There appears to be more of an understanding that the state of Israel seeks to establish a form of religious apartheid but which supporters of Israel vigorously deny.
In our analysis of the South African regime of racial apartheid, we were perhaps unique in our hopeful anticipation of its dismantling because we considered that the capitalists running the country’s industry themselves found such a strict racial divide an obstacle to their profits. It was not because of any global boycott but rather the need to fully integrate the nation’s black population into the economy as productive workers and lucrative consumers.
We pointed out in one of our pamphlets:
‘Apartheid is essentially a pre-capitalist form of oppression; it is an attempt to impose the colour patterns of a frontier farming community onto a modern industrial economy. It will never work properly because what the government is trying to separate the economy keeps bringing together… South Africa’s big capitalists want to encourage this tendency of capitalism so that they can make more profits on the basis of a modern wages system and a stable, integrated urban working class. They recognise apartheid as an obstacle to this and oppose it’.
However, the situation in Israel is not the same. When the first Intifada in 1987 exposed the vulnerability of a reliance upon daily West Bank workers for Israel’s business, the policy of importing migrants from the Far East and Eastern Europe was adopted to bolster the labour supply, all hired on temporary contracts, denying them any chance of permanent residency. There are currently over 300,000 migrant workers in Israel who were described in 2003 by the Euro-Mediterranean Human Rights Network and the International Federation for Human Rights report as ‘contemporary form of slavery’ (fidh.org).
Similarly, the outright rejection of 35,000 or more, mainly African, asylum-seeking applicants demonstrates a bias against non-Jewish newcomers who are nevertheless employed in menial jobs replacing West Bank Palestinian workers who are increasingly superfluous to the labour needs of Israel’s capitalist economy.
In March 2019 we reported on how the Israeli government is displacing (to use the polite word for ethnically cleansing) its own Bedouin second-class citizens. How much worse it is for those who are considered captive civilians.
In 2006, former American president, Jimmy Carter, wrote a book called Palestine: Peace or Apartheid? and remarked in an interview:
‘When Israel does occupy this territory deep within the West Bank, and connects the 200-or-so settlements with each other, with a road, and then prohibits the Palestinians from using that road, or in many cases even crossing the road, this perpetrates even worse instances of apartness, or apartheid, than we witnessed even in South Africa’ (bit.ly/3f640f4).
In 2011, the Russell Tribunal on Palestine ‘found grounds to conclude that Israel’s rule over the Palestinian people under its jurisdiction, regardless of their zone of residence, collectively amounts to a single integrated regime of apartheid’ (ohchr.org).
Then in 2017 a report (bit.ly/3f640f4) was published by the UN Economic and Social Commission for Western Asia (ESCWA) which described Israel as an apartheid state.
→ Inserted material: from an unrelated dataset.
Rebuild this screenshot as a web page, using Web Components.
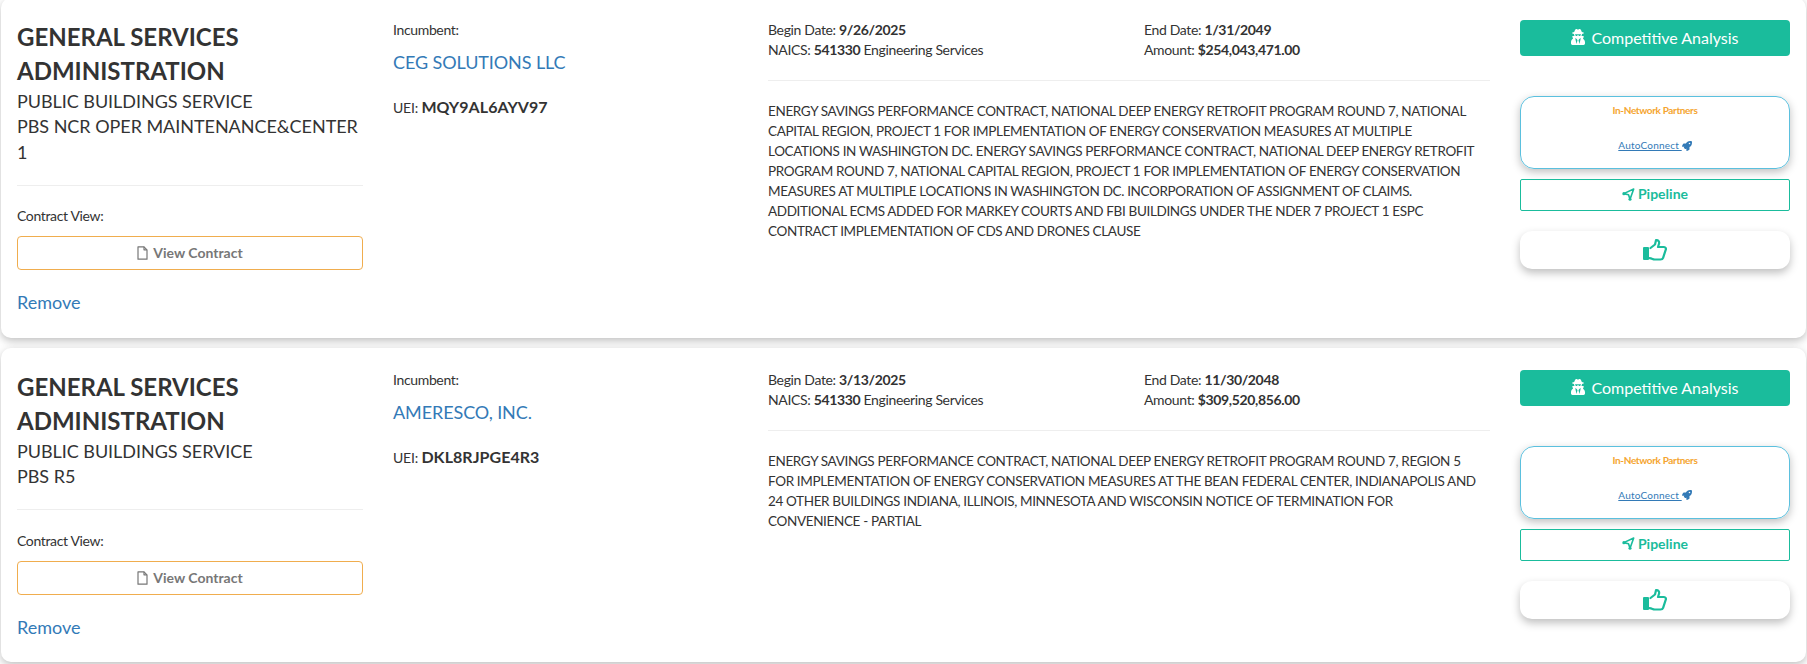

The diplomatic pressure from Israel’s allies very quickly buried that report and it disappeared from the public discourse.
The Israeli human rights organisation, Yesh Din, published a legal opinion in 2020 where it argued that apartheid was being practised. ‘The crime of apartheid is being committed in the West Bank because, in this context of a regime of domination and oppression of one national group by another, the Israeli authorities implement policies and practices that constitute inhuman acts as the term is defined in international law’.
Another Israeli human rights campaign group, B’Tselem, issued their findings in January 2021, A Regime of Jewish Supremacy From the Jordan River to the Mediterranean Sea. This is Apartheid. It said ‘B’Tselem rejects the perception of Israel as a democracy (inside the Green Line) that simultaneously upholds a temporary military occupation (beyond it). B’Tselem reached the conclusion that the bar for defining the Israeli regime as an apartheid regime has been met after considering the accumulation of policies and laws that Israel devised to entrench its control over Palestinians’.
The report describes how Israel systemically privileges Jews over Palestinians: permitting immigration for Jews only; appropriating land for Jews while crowding Palestinians into enclaves; restricting Palestinian freedom of movement, and denying Palestinians the right to political participation. The report also points to the 2018 nation-state law, which establishes ‘Jewish settlement as a national value’ and enshrines the Jewish people’s ‘unique’ right to self-determination to the exclusion of all others.
The international rights body, Human Rights Watch, in its April report is the latest to level the charge of apartheid against Israel. HRW stated that:
‘Israeli authorities use a series of policies and practices to methodically privilege Jewish Israelis and repress Palestinians. The severity of the repression carried out in the OPT [occupied territories] amounts to ‘systematic oppression’ by one racial group over another, a key component for the crime of apartheid as set out in both the Rome Statute and Apartheid Convention.’
Answers are not found in segregating peoples and enforcing separation by decree such as with the American Jim Crow laws. Nor do solutions lie in the creation of sovereign states, nor in retaining them, but rather in their complete elimination.